At the end of the day, most LLM apps will die. But some will survive and carve out a niche.

Some further takeaways from my month attending AI meetups:

Only a small proportion of things are working, but the things that are working are working really well

While only a small proportion of AI/LLM applications being developed today are actually delivering significant value, the applications that do work are working extremely well. For example, Ironclad, a legal contracts software platform, has seen 60% of its customers adopt its AI features.

Perhaps even more compellingly, for startups that do have an AI feature that is working well, people are coming to them BECAUSE of their AI feature. Superpowered was originally a vitamin at best. But its AI-powered meeting notes feature, which transcribes meetings and pulls out action items and bullet points, has made its product 5x more valuable and allowed their team to charge significantly more for it.

Try to start with a problem rather than a solution

When developing AI applications, it’s important to start with identifying a real problem or need, rather than just applying AI technology for its own sake. The most successful AI applications are enhancing existing products that already have strong product-market fit. AI then acts as an accelerator.

A great example of this is Tome, the slide deck creator. Tome existed before gen AI, and had racked up a loyal following as an alternative to Google Slides.

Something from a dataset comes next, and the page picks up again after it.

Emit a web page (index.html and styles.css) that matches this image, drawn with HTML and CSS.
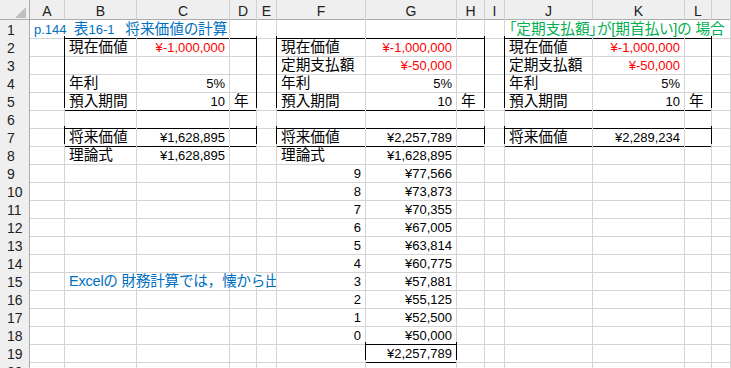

Then they put the product on steroids by adding AI generation of imagery and text.

To draw an analogy again to the mobile era, the most successful mobile apps were always tapping into extant demand. Instagram would have never been possible without smartphones, but at the end of the day, it was tapping into an existing desire to take pictures and share them with your friends.

Try to have differentiation in your pitch

One of the problems right now is that even in areas that do have product-market fit, some of the market pull is getting drowned out by the simple fact that there are SO MANY companies trying to sell the same thing.

For example, customer support is a real problem. AI chat for support is a real, value-add solution. But currently, if you actually need a chat-for-support product, you don’t even know who to talk to because there are 50 startups claiming to do this reaching out to you on LinkedIn. There’s a paralysis of choice.

If you’re building a gen AI product right now, it behooves you to pick a greenfield subject, something that you truly could not do before the development of these models. As an analogy, the mobile apps that were ultimately the most impactful were apps like Lyft and Spotify that leveraged smartphones’ GPS and network connectivity to enable a new experience.

Certain use cases work better with Gen AI than others

If you’re an existing company with users, looking to incorporate AI into your product, some key use cases seem to generate value consistently:

Content generation for copy, descriptions: automating text content creation like copywriting, product descriptions, or API documentation. Since this was previously a purely manual task, the bar for improvement is low.

Conversational interfaces for complex products: many data analytics platforms like Looker have intricate UIs with steep learning curves. By adding an AI layer that lets users describe what they want in plain English, these tools become far more intuitive. Rather than navigating nested menus and constructing cryptic SQL queries, you can simply say “Show me a chart of weekly active users in Europe over the past year.”

Classifiers and traditional NLP that were previously inaccessible: enabling companies to tackle traditional NLP tasks like classification, entity extraction, summarization without needing to build large ML engineering teams. Models like GPT-4 and Claude can handle text analysis and synthesis challenges fairly well with zero-shot prompting. This makes it feasible for companies to implement features like sentiment analysis, smart tagging, and text summarization that would have required significant data annotation and model training efforts previously.


In short, this is a period of extreme experimentation, and failures will far outnumber successes. But to dismiss all LLM applications as BS risks missing the golden nuggets hidden in the dirt.